# Separating Ada Amazonia Soil from Sand



## sarat (17 Sep 2021)

Hi, I'm re-scaping my tank. I've only used Ada Aqua Soil Powder Amazonia in the tank so far but in the new scape I want to create a beach area with sand. I'm worried about the sand and soil merging as I know at the moment it doesn't take much to disturb the soil. Looking at the forums it is suggested to use rocks between the sand and soil. Not sure how effective this is. I was wondering about using a piece of plastic to divide between the soil and sand- it would need to be about 3" deep and ideally bendable. Has anyone else had any experience of doing this? 
I would be grateful for any thoughts. Thanks


----------



## John q (17 Sep 2021)

@Wookii  did something like this. Here's his journal.








						Sandy Nook . . .
					

So it's time for a rescape after the last scape, Kinabalu grew out to the point of being beyond recognition with the original scape.  My own personal interest in scapes has leaned heavily towards Biotope/Habitat style scapes over the last 6 months, however I still have one foot firmly on 'Nature...



					www.ukaps.org


----------



## plantnoobdude (17 Sep 2021)

john beat me to posting it haha.
some other ways that may work
filter floss plus rocks,
cigarrete filters and superglue with rocks
silicone and rocks

also, i believe ada amazonia is magnetic. a strong magnet should pick any stray particles in the sand!


----------



## Tom Ryan (@aquascaperay) (19 Sep 2021)

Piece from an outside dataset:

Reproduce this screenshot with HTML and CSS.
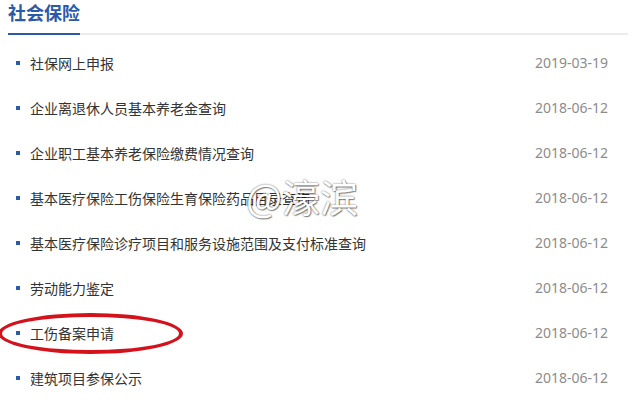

Hi, if you're looking for a more 'natural' way of seperating the sand from soil you can use the hardscape/plants to do this if you place them roughly on the line of the sand/soil crossover point. If you couple this with having the sand at a slightly higher level than the soil and make sure the crossover point is slanted as shown in the picture below to stop the soil from moving forward then that would work. Every now and again you'll obviously have to top off with some fresh sand but this is how it's done in the ADA gallery! Hope that helps.


----------



## sarat (20 Nov 2021)

Thank you all for your suggestions- am going to experiment with some perspex- photos to follow


----------



## JBFUK (26 Jan 2022)

How did this go?  I did a similar thing and it's impossible to avoid having bits of the substrate scattered around on top of the sand.  I ended up trying to cover all of the substrate with a layer of sand to stop it being disturbed and moving around.  That helps but there's always some dotted around spoiling the look of my beach, particularly if you ever need to pull up or replant something.  Thinking of planting some carpet plants on my beach so I don't have to look at pebbles of substrate spoiling it.  Next time I'll go with a dark coloured sand/gravel.


----------



## swyftfeet (28 Jan 2022)

I tried to do this in my tank and even though I slow filled it with an air hose, basically a drip fill.  Some of the sand created air balloons and decided to float all over hells creation.   White traveling to the dark and dark moving onto the white.    really peeved me.


----------



## arcturus (28 Jan 2022)

JBFUK said:


> I did a similar thing and it's impossible to avoid having bits of the substrate scattered around on top of the sand. I ended up trying to cover all of the substrate with a layer of sand to stop it being disturbed and moving around.


<granular convection>




You can have substrate-free sand for a few hours after maintenance. After that, shrimp, snails, bottom dwelling fish, and physics will put pieces of substrate back into place 

You can try using a thick layer sand to cap the substrate, but this is usually not a good idea. You can also try keeping the substrate in place inside mesh bags or below a fine plastic net. But combining sand with substrate often implies extra maintenance.


----------



## JBFUK (28 Jan 2022)

arcturus said:


> <granular convection>
> View attachment 180903
> 
> You can have substrate-free sand for a few hours after maintenance. After that, shrimp, snails, bottom dwelling fish, and physics will put pieces of substrate back into place
> ...



Yes I absolutely agree, and, if you have exposed substrate in one part of the tank and sand in another, you will end up with substrate moving around and spoiling the look of the sand.  I'm just about to plant a field of Eleocharis on my sand beach so I don't have to worry/think about it again.


----------